The biggest golf tournament of the year, the Masters, recently finished up a couple weeks ago with Patrick Reed winning his first ever green jacket.  Jordan Spieth had an incredible final round posting an -8 on the day to pull within two strokes of the lead.  Every year around Masters time, I make predictions with some friends as to who I think will win.  Last season I successfully picked Sergio Garcia while this year I came up just short in my pick of Rickie Fowler.  A lot could go in to making a prediction like this.  I could pick based off of past success at Augusta, recent performance in tournaments, or just pick Bubba every year until he eventually might win again.  I was recently intrigued as to how someone could pick the winner of the Masters, or if it is just luck.

To begin I looked up every player who made the cut from the past 3 years at the Masters.  I could have collected data from every person, but preferred to have all 4 rounds to keep it consistent and not include the 2 rounds of the players who got cut.  I decided to look at first round score, average driving distance on the season, greens in regulation percentage for the season, the score of the past tournament the player participated in, and the percentage of 4 to 8 foot putts made on the season.  The goal is to see if the final score of the masters could be predicted based on these factors.

All of the assumptions hold in these regressions as it relates to having no non-linear patters, normally distributed residuals, residuals being spread equally along the ranges of predictors, and no overly influential cases.

The first model I tested was the following:

Masters_final = B0+B1Masters_round1 + B2Avg_drivingDist +B3 GIR + B4Tourney_before + B5Putts

The results are as follows:

The model itself is statistically significant in predicting the final score of the Masters for a given player at a .05 rejection level (F-value = 11.8,  p=.000).  The putting parameter and score of the tournament before the Masters prove to be insignificant in this model (F-value=3.066, p=.082 and F-value=.522, p=.471 respectively).  This model explains 29% of the variability in the data.

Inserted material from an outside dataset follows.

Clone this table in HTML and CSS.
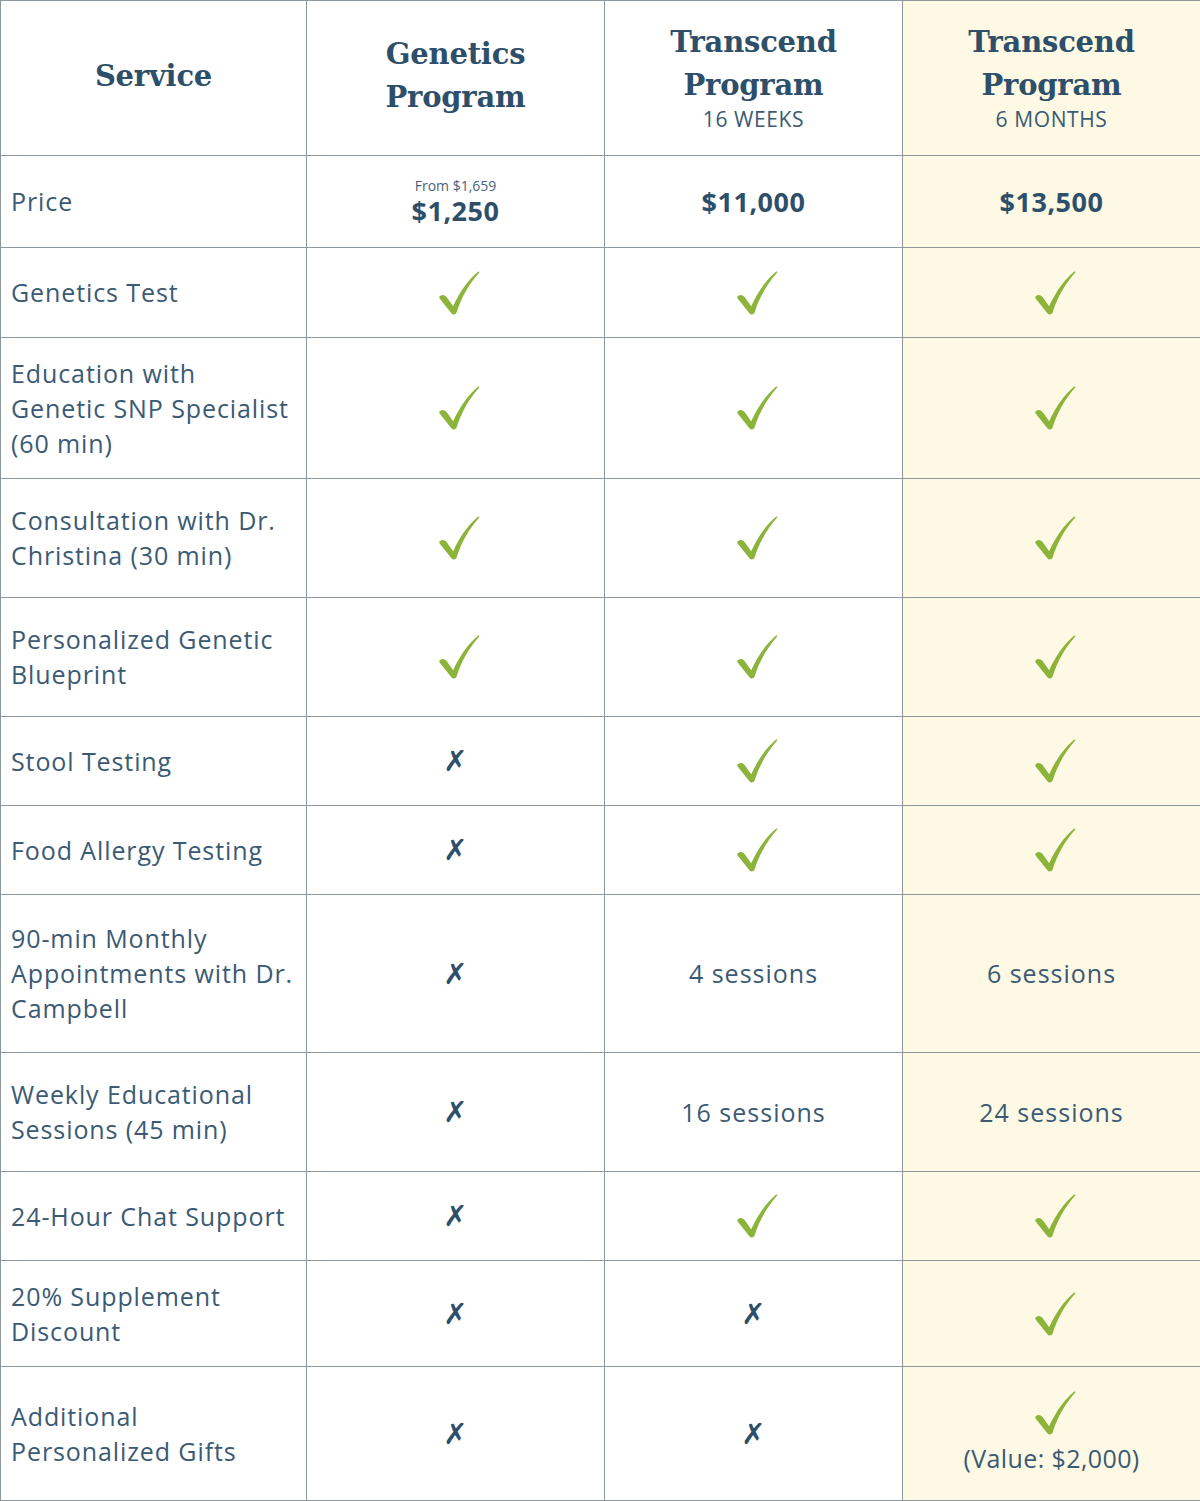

In this next model I decided to take out putting and the tourney before but add in interaction terms for the first round of the Masters, average driving distance, and greens in regulation.

Here are the results:

In this model, there is no statistically significance in predicting (F-value=6.117, p=.287).  None of the predictors are accurate in predicting the final score of the Masters.

In the previous models I used the players’ first round score to predict the final score.  In this last model, I take that variable out to see what we can predict before the first tee off.


The results follow:

This model is a significant model (F-value=8.892, p-value=.000)  The score of the tournament before and 4 to 8 foot putts are still insignificant predictors.  The R-squared value is .197, thus the model explains about 20% of the variability in the data.

The first model is the most useful when predicting the final score of tournament, but most bets are placed before the tournament.  In the final model, the R-Squared, while not very high, does explain 20% of the data with only driving distance and greens in regulation being significant predictors.  Adding newer stats such as strokes gained tee to green that were not accessible in 2016 along with other stats in relation to driving accuracy and approach shots could help increase the accuracy of a model.  Given the lack of accessibility of data to the public, I only did the past three seasons although I would prefer to do around 10 or more seasons.  The most surprising finding in my opinion would be that prior tournament success played an insignificant role in the model.  With golf being a big mental game, I would have thought that recent success would have a positive impact on the players’ scores at the Masters.  The Masters is one of the most entertaining events in all of professional sports, and it is meant for every player in the field to have a shot at winning.  Maybe someday Tiger. Maybe someday.